Love and Olazabal like what they see at Medinah
MEDINAH, Ill. – Ryder Cup captains Davis Love III and Jose Maria Olazabal liked what they saw at Medinah Country Club, including the shortened No. 15.
Rain kept Love and Olazabal from playing the famed No. 3 on Monday, as they marked the one-year countdown to next year's Ryder Cup. But they did get out to look at some holes, and said they don't envision many changes being needed.

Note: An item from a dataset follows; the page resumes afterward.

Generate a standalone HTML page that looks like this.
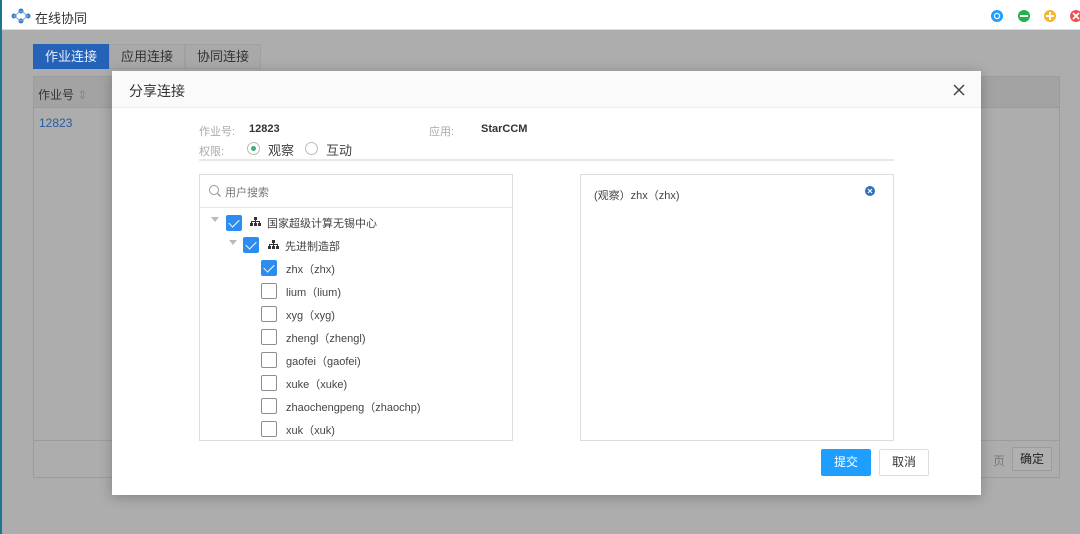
<!DOCTYPE html>
<html><head><meta charset="utf-8"><style>
*{margin:0;padding:0;box-sizing:border-box}
body{width:1080px;height:534px;overflow:hidden;position:relative;background:#adadad;font-family:"Liberation Sans","Noto Sans CJK SC",sans-serif;font-size:12px;color:#333}
.abs{position:absolute}
.cb{position:absolute;width:16px;height:16px;border:1px solid #8a8f96;border-radius:2px;background:#fff}
.cb.on{background:#2d8cf0;border-color:#2d8cf0}
.cb.on:after{content:"";position:absolute;left:4px;top:1px;width:5px;height:9px;border:solid #fff;border-width:0 1.5px 1.5px 0;transform:rotate(45deg)}
.lbl{position:absolute;font-size:11px;color:#444}
</style></head><body>
<div class="abs" style="left:0;top:0;width:2px;height:534px;background:#1f7590"></div>
<div class="abs" style="left:2px;top:0;width:1078px;height:30px;background:#fff;border-bottom:1px solid #ddd"></div>
<svg class="abs" style="left:11px;top:8px" width="20" height="16" viewBox="0 0 20 16"><circle cx="10" cy="3" r="2.5" fill="#3b7cc4"/><circle cx="3" cy="8" r="2.5" fill="#3b7cc4"/><circle cx="17" cy="8" r="2.5" fill="#3b7cc4"/><circle cx="10" cy="13" r="2.5" fill="#3b7cc4"/><path d="M10 3L3 8L10 13L17 8Z" fill="none" stroke="#7aa8dc"/></svg>
<div class="abs" style="left:35px;top:8px;font-size:13px;color:#333">在线协同</div>
<svg class="abs" style="left:990px;top:9px" width="90" height="14"><circle cx="7" cy="7" r="6" fill="#1e9fff"/><circle cx="7" cy="7" r="3.2" fill="#fff"/><circle cx="7" cy="7" r="2" fill="#1e9fff"/><circle cx="34" cy="7" r="6" fill="#22b14c"/><rect x="30" y="6" width="8" height="2" fill="#fff"/><circle cx="60" cy="7" r="6" fill="#f7b52c"/><rect x="56" y="6" width="8" height="2" fill="#fff"/><rect x="59" y="3" width="2" height="8" fill="#fff"/><circle cx="86" cy="7" r="6" fill="#f05050"/><path d="M83 4l6 6M89 4l-6 6" stroke="#fff" stroke-width="1.8"/></svg>
<div class="abs" style="left:33px;top:44px;width:76px;height:25px;background:#2563b8;color:#e8eef8;font-size:13px;text-align:center;line-height:25px">作业连接</div>
<div class="abs" style="left:109px;top:44px;width:76px;height:25px;background:#a9a9a9;border:1px solid #a0a0a0;font-size:13px;text-align:center;line-height:23px;color:#333">应用连接</div>
<div class="abs" style="left:185px;top:44px;width:76px;height:25px;background:#a9a9a9;border:1px solid #a0a0a0;font-size:13px;text-align:center;line-height:23px;color:#333">协同连接</div>
<div class="abs" style="left:33px;top:76px;width:1027px;height:402px;border:1px solid #9c9c9c;background:#adadad"></div>
<div class="abs" style="left:34px;top:77px;width:1025px;height:31px;background:#a3a3a3;border-bottom:1px solid #9a9a9a"></div>
<div class="abs" style="left:38px;top:86px;font-size:12px;color:#333">作业号 <span style="color:#888">⇕</span></div>
<div class="abs" style="left:39px;top:116px;color:#2a5ca0">12823</div>
<div class="abs" style="left:34px;top:440px;width:1025px;height:1px;background:#9c9c9c"></div>
<div class="abs" style="left:993px;top:452px;color:#777">页</div>
<div class="abs" style="left:1012px;top:447px;width:40px;height:24px;border:1px solid #9c9c9c;background:#b0b0b0;text-align:center;line-height:22px;color:#222">确定</div>
<div class="abs" style="left:112px;top:71px;width:869px;height:424px;background:#fff;box-shadow:0 2px 12px rgba(0,0,0,.25)">
 <div class="abs" style="left:0;top:0;width:869px;height:37px;background:#fafafa;border-bottom:1px solid #eee"></div>
 <div class="abs" style="left:17px;top:10px;font-size:14px;color:#333">分享连接</div>
 <svg class="abs" style="left:841px;top:13px" width="12" height="12"><path d="M1 1l10 10M11 1L1 11" stroke="#444" stroke-width="1.5"/></svg>
 <div class="abs" style="left:87px;top:52px;color:#aaa;font-size:11px">作业号:</div>
 <div class="abs" style="left:137px;top:52px;font-weight:bold;font-size:11px;color:#333">12823</div>
 <div class="abs" style="left:317px;top:52px;color:#aaa;font-size:11px">应用:</div>
 <div class="abs" style="left:369px;top:52px;font-weight:bold;font-size:11px;color:#333">StarCCM</div>
 <div class="abs" style="left:87px;top:72px;color:#aaa;font-size:11px">权限:</div>
 <div class="abs" style="left:135px;top:71px;width:13px;height:13px;border:1px solid #bbb;border-radius:50%"></div>
 <div class="abs" style="left:139px;top:75px;width:5px;height:5px;background:#3fae77;border-radius:50%"></div>
 <div class="abs" style="left:156px;top:69px;font-size:13px;color:#444">观察</div>
 <div class="abs" style="left:193px;top:71px;width:13px;height:13px;border:1px solid #bbb;border-radius:50%"></div>
 <div class="abs" style="left:214px;top:69px;font-size:13px;color:#444">互动</div>
 <div class="abs" style="left:87px;top:88px;width:695px;height:2px;background:#e8e8e8"></div>
 <div class="abs" style="left:87px;top:103px;width:314px;height:267px;border:1px solid #ddd"></div>
 <div class="abs" style="left:88px;top:136px;width:312px;height:1px;background:#e5e5e5"></div>
 <svg class="abs" style="left:96px;top:113px" width="14" height="14"><circle cx="6" cy="6" r="4.5" fill="none" stroke="#999"/><path d="M9.5 9.5l3 3" stroke="#999" stroke-width="1.3"/></svg>
 <div class="abs" style="left:113px;top:113px;font-size:11px;color:#777">用户搜索</div>
 <div class="abs" style="left:468px;top:103px;width:314px;height:267px;border:1px solid #ddd"></div>
 <div class="abs" style="left:482px;top:116px;font-size:11px;color:#444">(观察）zhx（zhx)</div>
 <svg class="abs" style="left:753px;top:115px" width="10" height="10"><circle cx="5" cy="5" r="5" fill="#2e6fb8"/><path d="M3 3l4 4M7 3l-4 4" stroke="#fff" stroke-width="1.2"/></svg>
 <div class="abs" style="left:709px;top:378px;width:50px;height:27px;background:#1e9fff;color:#fff;text-align:center;line-height:27px;border-radius:2px">提交</div>
 <div class="abs" style="left:767px;top:378px;width:50px;height:27px;border:1px solid #ddd;text-align:center;line-height:25px;color:#333;border-radius:2px">取消</div>
</div>
<div class="abs" style="left:211px;top:217px;border:4px solid transparent;border-top:5px solid #bbb"></div>
<div class="cb on" style="left:226px;top:215px"></div>
<svg class="abs" style="left:250px;top:217px" width="11" height="10"><rect x="4" y="0" width="3" height="3" fill="#333"/><rect x="0" y="6" width="3" height="3" fill="#333"/><rect x="4" y="6" width="3" height="3" fill="#333"/><rect x="8" y="6" width="3" height="3" fill="#333"/><path d="M5.5 3v3M1.5 6V4.5h8V6" stroke="#333" fill="none"/></svg>
<div class="lbl" style="left:267px;top:215px">国家超级计算无锡中心</div>
<div class="abs" style="left:229px;top:240px;border:4px solid transparent;border-top:5px solid #bbb"></div>
<div class="cb on" style="left:243px;top:237px"></div>
<svg class="abs" style="left:268px;top:240px" width="11" height="10"><rect x="4" y="0" width="3" height="3" fill="#333"/><rect x="0" y="6" width="3" height="3" fill="#333"/><rect x="4" y="6" width="3" height="3" fill="#333"/><rect x="8" y="6" width="3" height="3" fill="#333"/><path d="M5.5 3v3M1.5 6V4.5h8V6" stroke="#333" fill="none"/></svg>
<div class="lbl" style="left:285px;top:238px">先进制造部</div>
<div class="cb on" style="left:261px;top:260px"></div><div class="lbl" style="left:286px;top:261px">zhx（zhx)</div>
<div class="cb" style="left:261px;top:283px"></div><div class="lbl" style="left:286px;top:284px">lium（lium)</div>
<div class="cb" style="left:261px;top:306px"></div><div class="lbl" style="left:286px;top:307px">xyg（xyg)</div>
<div class="cb" style="left:261px;top:329px"></div><div class="lbl" style="left:286px;top:330px">zhengl（zhengl)</div>
<div class="cb" style="left:261px;top:352px"></div><div class="lbl" style="left:286px;top:353px">gaofei（gaofei)</div>
<div class="cb" style="left:261px;top:375px"></div><div class="lbl" style="left:286px;top:376px">xuke（xuke)</div>
<div class="cb" style="left:261px;top:398px"></div><div class="lbl" style="left:286px;top:399px">zhaochengpeng（zhaochp)</div>
<div class="cb" style="left:261px;top:421px"></div><div class="lbl" style="left:286px;top:422px">xuk（xuk)</div>
</body></html>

"I cannot imagine a better host for this event," Olazabal said. "It's a traditional, tree-lined course, and I think the changes you've done to the15th hole, I think last four holes are going to be very exciting for the matches in the year to come. ... The last four holes are perfect for match play. You have a combination of two tough holes, 16 and 18, and two exciting holes, 15 and 17."
Since the PGA Championship was at Medinah in 2006, No. 15 has been shortened 100 yards and is now a drivable par-4. A lake was also added on the right side of the fairway and green.
"I can see a lot of things going on in that hole, guys going for the green, guys being safe," Olazabal said. "With that little change on 15, those last few holes are going to be very, very interesting. That's what you need in match play. You have to have holes where risk-reward can be part of it."
Europe has won six of the last eight Ryder Cups, including last year's dramatic finish in Wales. The Ryder Cup was decided by the final singles match for the first time since 1991 after the Americans rallied from a three-point deficit on the last day.
As the host, the Americans will get a say in how the course is set up for the Ryder Cup, to be played next Sept. 25-30. But Love said he doubts he'll need to have much input. Medinah has hosted three U.S. Opens (1949, 1975 and 1990) along with two PGA Championships (1999 and 2006). It also hosted the 1988 U.S. Senior Open.
Set No. 3 up for the Ryder Cup as if it was a major championship, and Love said it will be fine.
"I don't think you have to do too much to this golf course," he said. "I don't know if there's a way for it to be an advantage one way or another. We're both going to have super-talented, long-hitting teams that make a lot of birdies. What's the most exciting thing to watch, for me, is making birdies rather than putting for pars. If I was setting up the PGA TOUR course, I would lean more toward birdies than putting for pars."
Though there were some criticisms about No. 3 earlier this summer — the new grass that was planted in the fall of 2009 was sparse — Medinah officials are confident the course will be in good shape next year.
All golf courses were challenged by the extreme weather this summer, said Curtis Tyrrell, Medinah's director of golf course operations. But No. 3 is only halfway through its growing timeline, and Tyrrell said it is in "excellent shape" now.
"We feel very confident about where it will stand next year," Tyrrell said.
Aside from No. 15, the only other change that might be noticeable is the absence of the "Sergio tree," the massive old oak on No. 16 made famous by Sergio Garcia.
At the 1999 PGA at Medinah, Garcia was chasing Tiger Woods when his tee shot on 16 sailed wide right and settled behind the knotted roots of a large oak tree. Garcia grabbed a 6-iron, closed his eyes, swung and then sprinted out to the fairway to watch the ball land on the green. Fans were delighted by his exuberance, even if Garcia wound up falling short, and "the tree" is still mentioned in any recounting of the Spaniard's career highlights.
But the old oak was removed about two years ago, Tyrrell said.
"It had become a hazard and a safety risk to members, so it needed to be removed," he said.
While Olazabal and Love are still negotiating, they said they are leaning to keeping four assistant captains for each team. Olazabal also said he would not play even if he earns enough points to get a spot on the European team.
"I gave my word that I was going to be captain. With that, there is a lot of responsibility, a lot of things you have to do," said Olazabal, whose "Spanish armada" partnership with Seve Ballesteros is the most successful in Ryder Cup history. "There are many things you have to do during that week, and I don't think you can do both things at the same time."